Conceptually, how can this be achieved? I can plot a single ellipse easily using geom_polygon, but I am confused how to get the data organized to make it work so multiple ellipses are plotted and guides (color, fills, linetypes, etc.) are applied per group.

In the traditional R plotting, I could just keep adding lines using a for loop.

Thanks!

UPDATE: Here is a CSV containing 100 coordinates for a single ellipse.

Data

Let's say I have three groups of bivariate data to which the ellipse fitting has been applied: Green, Red, Blue. For each group, I'd like to plot several ellipses.

I don't know how I would organize the data in such a way to work in the long format prefered by ggplot and preserve the group affiliations. Would a list work?

UPDATE2:

Here is a csv of raw x and y data organized into two groups: river and lake

Data

The data plot like this:

test.data <- read.csv("ellipse_test_data.csv")
ggplot(test.data) +
  geom_point(aes(x, y, color = group)) +
  theme_classic()

enter image description here

I am using a package called SIBER, which will fit Bayesian ellipses to the data for comparing groups by ellipse area, etc. The output of the following creates a list with number of elements = number of groups of data, and each element contains a 6 x n (n=number of draws) for each fitted ellipse - first four columns are a covariance matrix Sigma in vector format and the last two are the bivariate means:

# options for running jags
parms <- list()
parms$n.iter <- 2 * 10^5   # number of iterations to run the model for
parms$n.burnin <- 1 * 10^3 # discard the first set of values
parms$n.thin <- 100     # thin the posterior by this many
parms$n.chains <- 2        # run this many chains

# define the priors
priors <- list()
priors$R <- 1 * diag(2)
priors$k <- 2
priors$tau.mu <- 1.0E-3

# fit the ellipses which uses an Inverse Wishart prior
# on the covariance matrix Sigma, and a vague normal prior on the 
# means. Fitting is via the JAGS method.
ellipses.test <- siberMVN(siber.test, parms, priors)

First few rows of the first element in the list:

$`1.river`
     Sigma2[1,1]   Sigma2[2,1]   Sigma2[1,2] Sigma2[2,2]     mu[1]    mu[2]
[1,]   1.2882740  2.407070e-01  2.407070e-01    1.922637 -15.52846 12.14774
[2,]   1.0677979 -3.997169e-02 -3.997169e-02    2.448872 -15.49182 12.37709
[3,]   1.1440816  7.257331e-01  7.257331e-01    4.040416 -15.30151 12.14947

I would like to be able to extract a random number of these ellipses and plot them with ggplot using alpha transparency.

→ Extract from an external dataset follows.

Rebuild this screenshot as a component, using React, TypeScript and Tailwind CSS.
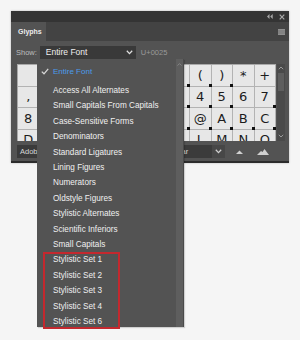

The package SIBER has a function (addEllipse) to convert the '6 x n' entries to a set number of x and y points that define an ellipse, but I don't know how to organize that output for ggplot. I thought there might be an elegant way to do with all internally with ggplot.

The ideal output would be something like this, but in ggplot so the ellipses could match the aesthetics of the levels of data: enter image description here

1
If you could include a sample of the data it will be easier to reproduce the example. See How to make a great R reproducible exampleaustensen
Hi, sorry. I would, but the data example would be quite large, and several thousands lines long.H Ludwig
You don't need to include all your data, just a small sample so that you can demonstrate your issueSymbolixAU
Okay, I included an example polygon defined by 100 coordinates. Thanks!H Ludwig
With the data supplied, I was able to draw an ellipse using geom_polygon() but that was easy and isn't the core of your question as you mentioned that already. The interesting part is how do your bivariate data look like and how are they related to one or many ellipses. A sample of these data would be very helpful.Uwe

1 Answers

1
votes

some code to do this on the bundled demo dataset from SIBER.

In this example we try to create some plots of the multiple samples of the posterior ellipses using ggplot2.

library(SIBER)
library(ggplot2)
library(dplyr)
library(ellipse)

Fit a basic SIBER model to the example data bundled with the package.

# load in the included demonstration dataset
data("demo.siber.data")
#
# create the siber object
siber.example <- createSiberObject(demo.siber.data)

# Calculate summary statistics for each group: TA, SEA and SEAc
group.ML <- groupMetricsML(siber.example)

# options for running jags
parms <- list()
parms$n.iter <- 2 * 10^4   # number of iterations to run the model for
parms$n.burnin <- 1 * 10^3 # discard the first set of values
parms$n.thin <- 10     # thin the posterior by this many
parms$n.chains <- 2        # run this many chains

# define the priors
priors <- list()
priors$R <- 1 * diag(2)
priors$k <- 2
priors$tau.mu <- 1.0E-3

# fit the ellipses which uses an Inverse Wishart prior
# on the covariance matrix Sigma, and a vague normal prior on the 
# means. Fitting is via the JAGS method.
ellipses.posterior <- siberMVN(siber.example, parms, priors)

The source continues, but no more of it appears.